At this point it appears to many of us that we have reached the mid point of our life and from here on there will be a decline. Even if this is not so it is often felt very strongly and acted upon in one way of another. People change partners, life directions, and even attempt major personal changes, although these latter may have begun in the last cycle.
Also, the emotional age and the maturing of love may at last show signs of an unconditional love. If this is not appearing in small degree, it might be one is still locked in earlier ages. Strangely, many of us maintain the emotional age of a child right into mature years, feeling all the fear of abandonment, jealousy and possessiveness of our childhood. Many divorces and new directions appear around this period.

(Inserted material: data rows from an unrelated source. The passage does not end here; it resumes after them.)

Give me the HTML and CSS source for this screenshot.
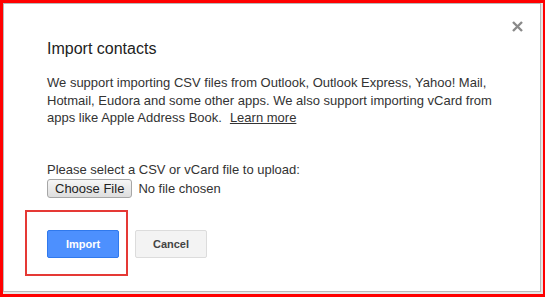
FILE: index.html
```html
<!DOCTYPE html>
<html lang="en">
<head>
  <meta charset="UTF-8" />
  <title>Import contacts</title>
  <link rel="stylesheet" href="styles.css">
</head>
<body>
  <div class="dialog">
    <button class="close" aria-label="Close">
      <svg width="11" height="11" viewBox="0 0 11 11"><path d="M1 1L10 10M10 1L1 10" stroke="#8a8a8a" stroke-width="2.4"/></svg>
    </button>
    <h1 class="title">Import contacts</h1>
    <p class="intro">
      We support importing CSV files from Outlook, Outlook Express, Yahoo! Mail,
      Hotmail, Eudora and some other apps. We also support importing vCard from
      apps like Apple Address Book.<a href="#" class="learn">Learn more</a>
    </p>
    <div class="upload">
      <div class="upload-label">Please select a CSV or vCard file to upload:</div>
      <div class="file-row">
        <span class="file-btn">Choose File</span>
        <span class="file-name">No file chosen</span>
      </div>
    </div>
    <div class="actions">
      <div class="highlight">
        <button class="btn btn-primary">Import</button>
      </div>
      <button class="btn btn-default">Cancel</button>
    </div>
  </div>
</body>
</html>
```

FILE: styles.css
```css
html, body {
  height: 100%;
}

body {
  margin: 0;
  background-color: #ff0000;
  font-family: "Liberation Sans", Arial, sans-serif;
  overflow: hidden;
}

.dialog {
  position: relative;
  box-sizing: border-box;
  width: 538px;
  height: 289px;
  margin: 3px 0 0 3px;
  background-color: #fff;
  border: 1px solid #b9b9b9;
  box-shadow: 1px 1px 0 1px #e6e6e6;
  padding: 34px 20px 0 43px;
  color: #222;
}

.close {
  position: absolute;
  top: 13px;
  right: 13px;
  width: 19px;
  height: 19px;
  padding: 0;
  border: none;
  background: none;
  display: flex;
  align-items: center;
  justify-content: center;
}

.title {
  margin: 0;
  font-size: 16px;
  font-weight: normal;
  line-height: 22px;
  color: #222;
}

.intro {
  margin: 14px 0 0;
  font-size: 13px;
  line-height: 17.5px;
  color: #333;
}

.intro .learn {
  margin-left: 8px;
  color: #333;
}

.upload {
  margin-top: 35px;
  font-size: 13px;
  color: #333;
}

.upload-label {
  line-height: 16px;
}

.file-row {
  display: flex;
  align-items: center;
  margin-top: 1px;
}

.file-btn {
  display: inline-block;
  box-sizing: border-box;
  height: 19px;
  padding: 0 7px;
  border: 1px solid #a6a6a6;
  border-radius: 3px;
  background: linear-gradient(#f6f6f6, #dedede);
  font-size: 13px;
  line-height: 17px;
  color: #222;
}

.file-name {
  margin-left: 6px;
}

.actions {
  display: flex;
  align-items: center;
  margin: 12px 0 0 -22px;
}

.highlight {
  box-sizing: border-box;
  width: 103px;
  height: 66px;
  border: 2px solid #e53935;
  padding: 3px 0 0 20px;
  display: flex;
  align-items: center;
}

.btn {
  box-sizing: border-box;
  width: 72px;
  height: 28px;
  border-radius: 2px;
  font-family: inherit;
  font-size: 11px;
  font-weight: bold;
  padding: 0;
}

.btn-primary {
  background-color: #4d90fe;
  border: 1px solid #3079ed;
  color: #fff;
}

.btn-default {
  margin: 3px 0 0 7px;
  background-color: #f3f3f3;
  border: 1px solid #dcdcdc;
  color: #444;
}
```
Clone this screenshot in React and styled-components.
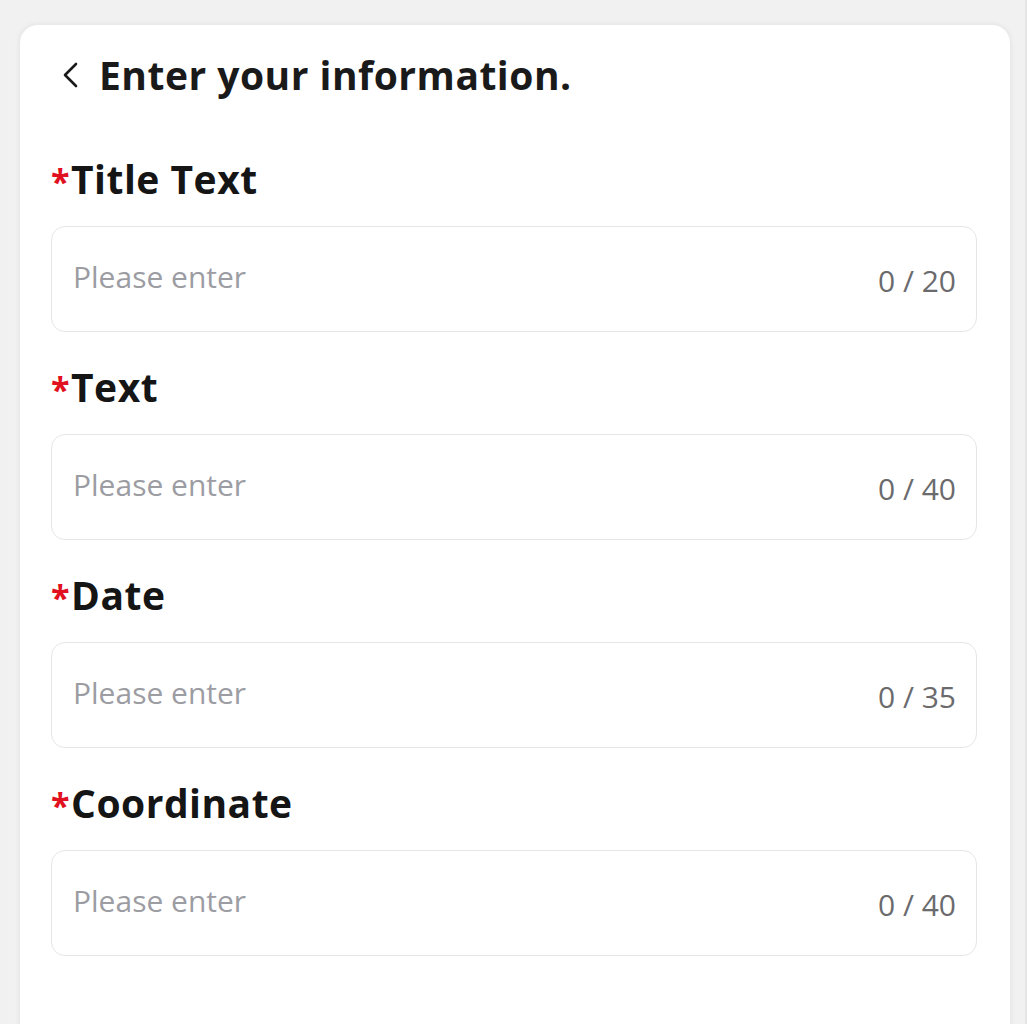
import React from "react";
import styled, { createGlobalStyle } from "styled-components";

const Global = createGlobalStyle`
  html, body { margin: 0; padding: 0; background: #f1f1f1; }
  body { font-family: "Open Sans", "Noto Sans", sans-serif; }
`;

const Page = styled.div`
  padding: 25px 15px 0 20px;
  height: 1024px;
  box-sizing: border-box;
  overflow: hidden;
  border-right: 2px solid #e6e6e6;
`;

const Card = styled.div`
  background: #fff;
  border-radius: 18px 18px 0 0;
  box-shadow: 0 0 6px rgba(0, 0, 0, 0.08);
  min-height: 1100px;
  padding: 24px 33px 0 31px;
  box-sizing: border-box;
`;

const Header = styled.div`
  display: flex;
  align-items: center;
  gap: 21px;
  padding-left: 11px;
  height: 52px;
`;

const Title = styled.h1`
  margin: 0;
  font-size: 39px;
  line-height: 52px;
  font-weight: 700;
  color: #1a1a1a;
  letter-spacing: 0.5px;
`;

const Field = styled.div`
  margin-top: ${(p) => (p.$first ? "53px" : "30px")};
`;

const Label = styled.div`
  font-size: 39px;
  font-weight: 700;
  color: #151515;
  line-height: 50px;
  letter-spacing: 0.5px;
  display: flex;
  align-items: baseline;
`;

const Star = styled.span`
  color: #e0101e;
  font-size: 34px;
  margin-right: 1px;
`;

const InputBox = styled.div`
  margin-top: 20px;
  height: 106px;
  box-sizing: border-box;
  border: 1.5px solid #e6e6e8;
  border-radius: 14px;
  display: flex;
  align-items: center;
  justify-content: space-between;
  padding: 0 20px 0 21px;
`;

const Placeholder = styled.span`
  font-size: 30px;
  color: #9c9ca3;
  font-weight: 400;
  margin-top: -6px;
`;

const Counter = styled.span`
  font-size: 30px;
  color: #6b6b6e;
  margin-top: 2px;
`;

const Back = () => (
  <svg width="16" height="26" viewBox="0 0 16 26" fill="none">
    <path d="M14 2 L3 13 L14 24" stroke="#1a1a1a" strokeWidth="2.6" strokeLinecap="round" strokeLinejoin="round" />
  </svg>
);

const fields = [
  { label: "Title Text", max: 20 },
  { label: "Text", max: 40 },
  { label: "Date", max: 35 },
  { label: "Coordinate", max: 40 },
];

export default function App() {
  return (
    <>
      <Global />
      <Page>
        <Card>
          <Header>
            <Back />
            <Title>Enter your information.</Title>
          </Header>
          {fields.map((f, i) => (
            <Field key={f.label} $first={i === 0}>
              <Label>
                <Star>*</Star>
                {f.label}
              </Label>
              <InputBox>
                <Placeholder>Please enter</Placeholder>
                <Counter>0 / {f.max}</Counter>
              </InputBox>
            </Field>
          ))}
        </Card>
      </Page>
    </>
  );
}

In these years we move from old stereotypical roles with a new found confidence in our individuality. We are prepared to please our self, rather than society and gain a real understanding of our uniqueness, accompanied by a sense of urgency to express our true self before it gets too late.
Many women – men too of course – gain their sense of value as a person from their ‘attractiveness’. Losing whatever it is that makes them sexually desirable and socially popular – or fearing that they are losing it – will lead to a significant change in their way of life and their feelings about themselves. This is what makes the dreamer call for her husband. This is what produces the feeling of isolation and terror. A woman needs reassurance and love at this point in her life. She may behave indecisively and deflect the advances of her man through a lack of self-esteem.
Fortunately the human personality is resilient. Even though we are reared to identify ourselves with what our body looks like, what it can do, what sex it is, what age it is, and how others react to it, we CAN grow to mature independence without constant reassurance.